According to several Ivanovo healthcare professionals who spoke to The Moscow Times on condition of anonymity, the prospect of higher salaries in other regions has led to colleagues resigning in pursuit of more lucrative employment elsewhere, despite government bonuses for healthcare personnel working on the frontlines of the pandemic.

Even so, many were reluctant to blame the local authorities, or healthcare professionals, seeing the crisis in Ivanovo as the natural result of many years of stretched resources. 

“It’s not really anyone’s fault. People can just get more money working privately, or in other regions,” said Alexei, an Ivanovo region ambulance driver interviewed by The Moscow Times by phone.

‘City of Brides’

A century ago, Ivanovo was an industrial powerhouse. Then the center of Russia’s booming textile industry, it was popularly known as “The Russian Manchester” — a reference to the English city that was the hub of the world’s cotton trade — and “The City of Brides,” on account of its mostly female garment workers.

But the collapse of the Soviet Union hit Ivanovo harder than most provincial Russian cities. The loss of the Central Asian cotton fields that had supplied the city’s mills and the arrival in Russia of cheaper Chinese fabrics sent the city’s signature industry into a downward spiral from which it has never recovered. 


					The Ivanovo region's hospitals are over 95% full.					 					Felix Light / MT
The Ivanovo region's hospitals are over 95% full. Felix Light / MT

Though many Russian cities outside Moscow and St. Petersburg have struggled with poverty and unemployment since the collapse of Soviet-era industries, Ivanovo stands out for the extreme depth of its slump. 

“Ivanovo is just so much poorer even than the neighboring regions,” said Mikhail, a 27-year-old teacher who declined to give his last name.

“We just don’t have the sort of big IT sector you see in other cities. All the jobs are in construction, security or shop work, so most people can’t afford to stay at home to control the virus.”

Faded grandeur

Today’s Ivanovo is a city of faded grandeur. On the city’s central Lenin Avenue, the crumbling mansions of 19th-century textile barons jostle for space with Soviet-era apartment blocks. The vast mills that once employed most of the population either stand empty, or have been converted into budget shopping centers.

In cafes and restaurants, and on the marshrutka minibuses that rattle up and down the streets, mask-wearing and social distancing is observed patchily, despite the threat of a 15,000 ruble ($196) fine — equivalent to half an average monthly salary – for rulebreakers.

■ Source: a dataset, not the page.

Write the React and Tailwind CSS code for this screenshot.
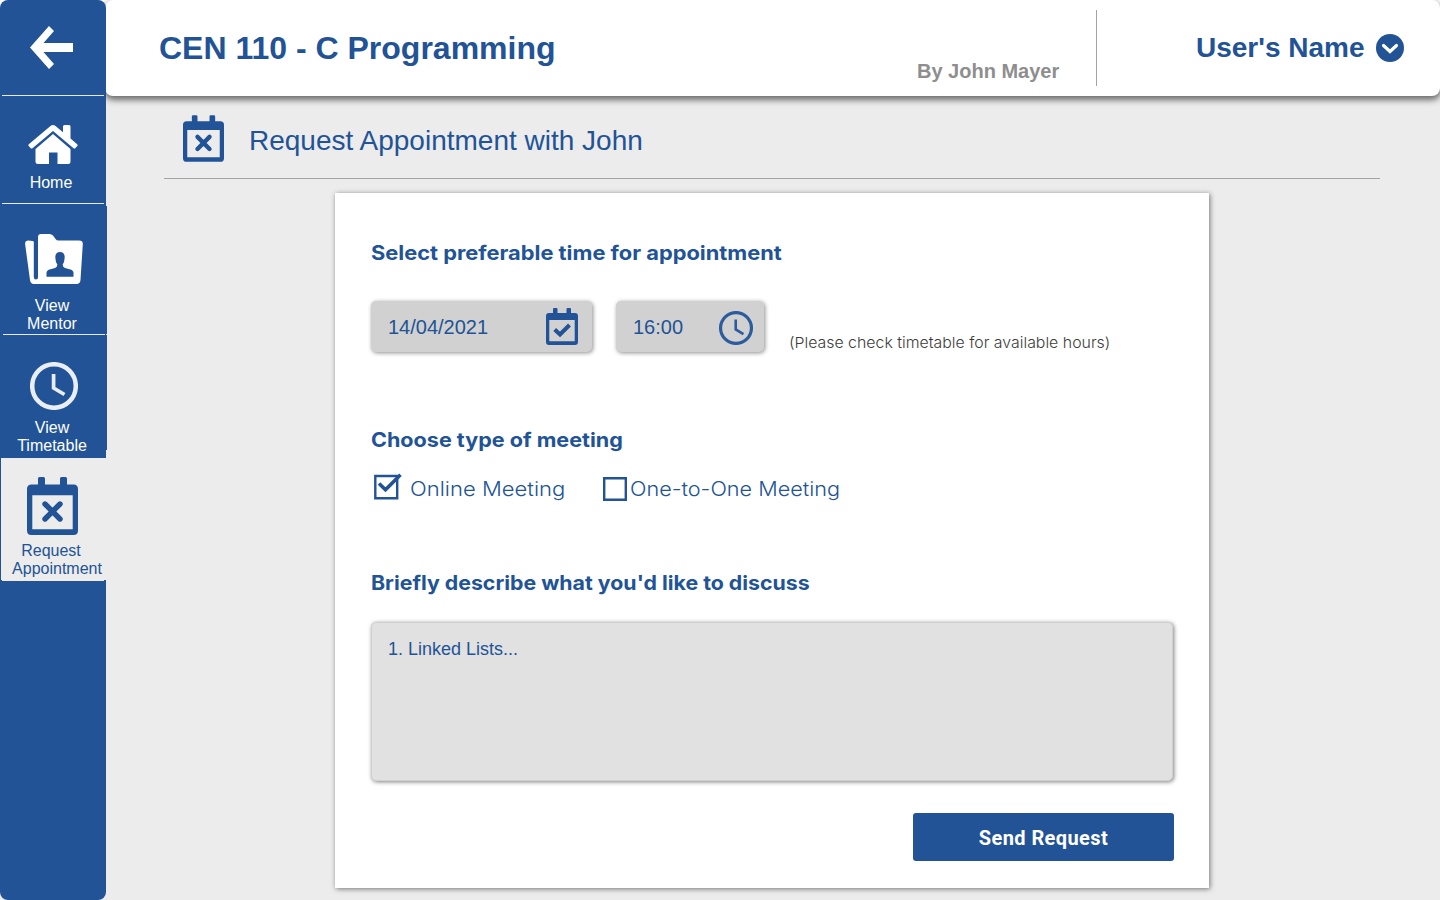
const line = "h-px bg-[#e6ebf3] shrink-0";

function CalendarX({ className }) {
  return (
    <svg className={className} viewBox="0 0 51 58" fill="none">
      <path
        fill="#215396"
        fillRule="evenodd"
        d="M11 1.500Q11 0 12.500 0H16.500Q18 0 18 1.500V7.500H33V1.500Q33 0 34.500 0H38.500Q40 0 40 1.500V7.500H46.500Q51 7.500 51 12V53.500Q51 58 46.500 58H4.500Q0 58 0 53.500V12Q0 7.500 4.500 7.500H11ZM5.300 18.300V52.300H45.700V18.300Z"
      />
      <path d="M18 27L33 42M33 27L18 42" stroke="#215396" strokeWidth="5.400" strokeLinecap="round" />
    </svg>
  );
}

function CalendarCheck() {
  return (
    <svg className="h-[37px] w-8" viewBox="0 0 32 37" fill="none">
      <path
        fill="#215396"
        fillRule="evenodd"
        d="M7 1Q7 0 8 0H10.500Q11.500 0 11.500 1V5H20.500V1Q20.500 0 21.500 0H24Q25 0 25 1V5H29Q32 5 32 8V34Q32 37 29 37H3Q0 37 0 34V8Q0 5 3 5H7ZM3.300 12V33.300H28.700V12Z"
      />
      <path d="M8.700 21.500L14 26.500L23.500 17" stroke="#215396" strokeWidth="4" />
    </svg>
  );
}

function Clock({ className }) {
  return (
    <svg className={className} viewBox="0 0 48 48" fill="none" stroke="currentColor">
      <circle cx="24" cy="24" r="21.800" strokeWidth="4.500" />
      <path d="M23.600 12V26L34.500 32.500" strokeWidth="3.700" />
    </svg>
  );
}

function Sidebar() {
  return (
    <nav className="z-10 flex h-[900px] w-[106px] shrink-0 flex-col rounded-lg bg-[#215396] text-center text-[16px] leading-[18px] text-white">
      <div className="flex h-[95px] shrink-0 pt-[26px] pl-[30px]">
        <svg className="h-[43px] w-[43px]" viewBox="0 0 43 43" fill="white">
          <path d="M0 21.500L19 0L24 5L13.500 17H43V26H13.500L24 38L19 43Z" />
        </svg>
      </div>
      <div className={line + " mx-0.5"} />
      <div className="flex h-[107px] shrink-0 flex-col items-center pt-[29px]">
        <svg className="h-[39px] w-[50px]" viewBox="0 0 50 39" fill="white">
          <path d="M7.500 24L25 9L42.500 24V36.500Q42.500 39 40 39H29.500V27.500H21V39H10Q7.500 39 7.500 36.500Z" />
          <path d="M22.500 1Q25 -1 27.500 1L35 7.200V1.500Q35 0 36.500 0H41Q42.500 0 42.500 1.500V13.500L49.200 19.300Q50 20 49.300 21L47.500 23Q46.500 24 45.500 23.200L25 6L4.500 23.200Q3.500 24 2.500 23L0.700 21Q0 20 0.800 19.300Z" />
        </svg>
        <span className="mt-[10px] -ml-1">Home</span>
      </div>
      <div className={line + " mx-0.5"} />
      <div className="mt-0.5 flex h-[128px] w-[107px] shrink-0 flex-col items-center bg-[#215396] pt-[28px]">
        <svg className="ml-px h-[50px] w-[58px]" viewBox="0 0 58 50" fill="white">
          <path d="M13 3Q13 0 16 0H24.500Q26.500 0 28 1.500L31 5.500Q31.500 6.500 33.500 6.500H54Q58 6.500 57.800 10L55.500 46Q55.200 50 51.500 50H8.500V46.500Q13 46.500 13 43Z" />
          <path d="M3.500 6.500Q8.800 6.500 8.800 8V43Q9 45.500 10.800 45.500L13 45V50H9Q5.500 50 5 46L0.100 10Q0 6.500 3.500 6.500Z" />
          <path fill="#215396" d="M21.500 42.800V39Q21.500 36.500 24.500 35.500L30 34Q32.500 33 32.300 30.500Q30.500 28 30.300 23.500Q30.300 18 35 18Q39.700 18 39.700 23.500Q39.500 28 37.700 30.500Q37.500 33 40 34L45.500 35.500Q48.500 36.500 48.500 39V42.800Z" />
        </svg>
        <span className="mt-[13px] -ml-[3px]">
          View
          <br />
          Mentor
        </span>
      </div>
      <div className={line + " ml-[3px] w-[102px]"} />
      <div className="mb-[7px] flex h-[115px] w-[107px] shrink-0 flex-col items-center bg-[#215396] pt-[27px]">
        <Clock className="ml-px h-12 w-12 shrink-0 text-[#e9eef5]" />
        <span className="mt-[9px] -ml-[3px]">
          View
          <br />
          Timetable
        </span>
      </div>
      <div className="-mt-px ml-px flex h-[124px] w-[105px] shrink-0 flex-col items-center border-t-2 border-[#215396] bg-[#ececec] pt-[19px] text-[#215396]">
        <CalendarX className="-ml-0.5 h-[58px] w-[51px]" />
        <span className="mt-[7px] pl-[7px]">
          <span className="block pr-3">Request</span>
          Appointment
        </span>
      </div>
      <div className="ml-0.5 h-px w-[102px] shrink-0 bg-[#ececec]" />
    </nav>
  );
}

function Header() {
  return (
    <header className="-ml-px flex h-24 rounded-lg bg-white pl-[54px] shadow-[0_3px_6px_1px_rgba(0,0,0,0.55)]">
      <h1 className="w-[758px] pt-[28px] text-[32px] leading-10 font-bold text-[#215396]">CEN 110 - C Programming</h1>
      <span className="w-[179px] pt-[59px] text-[20px] leading-6 font-bold text-[#8e8e8e]">By John Mayer</span>
      <div className="mt-[10px] h-[76px] w-px bg-[#a3a3a3]" />
      <div className="flex items-center gap-[11px] pl-[99px] text-[28px] font-bold text-[#215396]">
        <span className="whitespace-nowrap">User's Name</span>
        <svg className="h-7 w-7" viewBox="0 0 28 28" fill="none">
          <circle cx="14" cy="14" r="14" fill="#215396" />
          <path d="M7.500 11.500L14 17.500L20.500 11.500" stroke="white" strokeWidth="3.200" strokeLinecap="round" />
        </svg>
      </div>
    </header>
  );
}

const heading = "origin-left self-start font-['Inter'] text-[20px] leading-6 font-bold text-[#215396] whitespace-nowrap";
const field = "flex h-[51px] items-center rounded-[5px] bg-[#d1d1d1] text-[20px] text-[#215396] shadow-[1px_1px_4px_rgba(0,0,0,0.45)]";

export default function App() {
  return (
    <div className="flex h-[900px] w-[1440px] overflow-hidden bg-[linear-gradient(#ffffff_0_20px,#ececec_20px)] font-['Liberation_Sans',sans-serif]">
      <Sidebar />
      <div className="flex w-[1334px] flex-col">
        <Header />
        <main className="flex grow flex-col">
          <div className="mr-[60px] ml-[58px] flex h-[83px] shrink-0 border-b border-[#a3a3a3] pl-[19px]">
            <CalendarX className="mt-[19px] h-[47px] w-[41px]" />
            <h2 className="mt-[29px] ml-[25px] text-[28px] leading-8 text-[#215396]">Request Appointment with John</h2>
          </div>
          <section className="mt-[14px] ml-[229px] flex h-[695px] w-[874px] flex-col bg-white pl-9 shadow-[1px_1px_5px_rgba(0,0,0,0.5)]">
            <h3 className={heading + " mt-[48px] scale-x-[1.091]"}>Select preferable time for appointment</h3>
            <div className="mt-[36px] flex">
              <div className={field + " w-[221px] pl-[17px]"}>
                <span className="w-[158px]">14/04/2021</span>
                <CalendarCheck />
              </div>
              <div className={field + " ml-[24px] w-[148px] pl-[17px]"}>
                <span className="w-[86px]">16:00</span>
                <Clock className="mt-[3px] h-[34px] w-[34px] text-[#2c5c9e]" />
              </div>
              <span className="mt-[32px] ml-[25px] origin-left scale-x-[1.058] self-start font-['Inter'] text-[15px] leading-5 font-light whitespace-nowrap text-[#3c3c3c]">(Please check timetable for available hours)</span>
            </div>
            <h3 className={heading + " mt-[75px] scale-x-[1.078]"}>Choose type of meeting</h3>
            <div className="mt-[21px] flex h-[30px] font-['Inter'] text-[20px] leading-[32px] font-light text-[#215396]">
              <svg className="ml-[3px] h-[28px] w-[28px]" viewBox="0 0 28 28" fill="none" stroke="#215396">
                <path d="M1.300 3H23.200V25.300H1.300Z" strokeWidth="2.400" />
                <path d="M5 10.500L11.500 16.800L26.500 1.800" strokeWidth="3.600" />
              </svg>
              <span className="ml-[8px] w-[193px] origin-left scale-x-[1.102] whitespace-nowrap">Online Meeting</span>
              <svg className="mt-[4px] h-6 w-6" viewBox="0 0 24 24" fill="none" stroke="#215396">
                <path d="M1.200 1.200H22.800V22.800H1.200Z" strokeWidth="2.400" />
              </svg>
              <span className="ml-[3px] origin-left scale-x-[1.082] whitespace-nowrap">One-to-One Meeting</span>
            </div>
            <h3 className={heading + " mt-[68px] scale-x-[1.066]"}>Briefly describe what you'd like to discuss</h3>
            <div className="mt-[27px] h-[159px] w-[802px] shrink-0 rounded-[5px] border border-[#d0d0d0] bg-[#e1e1e1] pt-[14px] pl-4 text-[18px] leading-6 text-[#215396] shadow-[1px_1px_4px_rgba(0,0,0,0.5)]">1. Linked Lists...</div>
            <button className="mt-8 ml-[542px] h-12 w-[261px] shrink-0 rounded-[3px] bg-[#215396] pt-0.5 font-['Roboto'] text-[20px] font-bold tracking-[0.4px] text-white">Send Request</button>
          </section>
        </main>
      </div>
    </div>
  );
}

Teacher Mikhail said he sees Ivanovo’s extreme coronavirus crisis as a reflection of the city’s underlying difficulties.

“It’s not as though we have people lying in the streets, dying from Covid here. The situation is bad, but it’s because of our economic problems, which are much more deep-rooted than just the pandemic.”

Ivanovo also suffers from its proximity to Moscow. With a new high-speed train taking just four hours to reach the capital, it is easier than ever to seek employment in Moscow, where the median monthly salary of $866 is more than three times that of Ivanovo. As such, many locals seek temporary security and construction work in the capital, rotating between the cities. With the pandemic, however, much of that work has vanished. 

Pandemic or no pandemic, in Ivanovo everyday life must go on.

“This is just a depressed region,” said Roman Golov, a 41-year-old self-employed carpenter who has had to take on poorly-paid security work to make ends meet during the pandemic.

“There’s just very little work here. We’re not Moscow. What can we do?”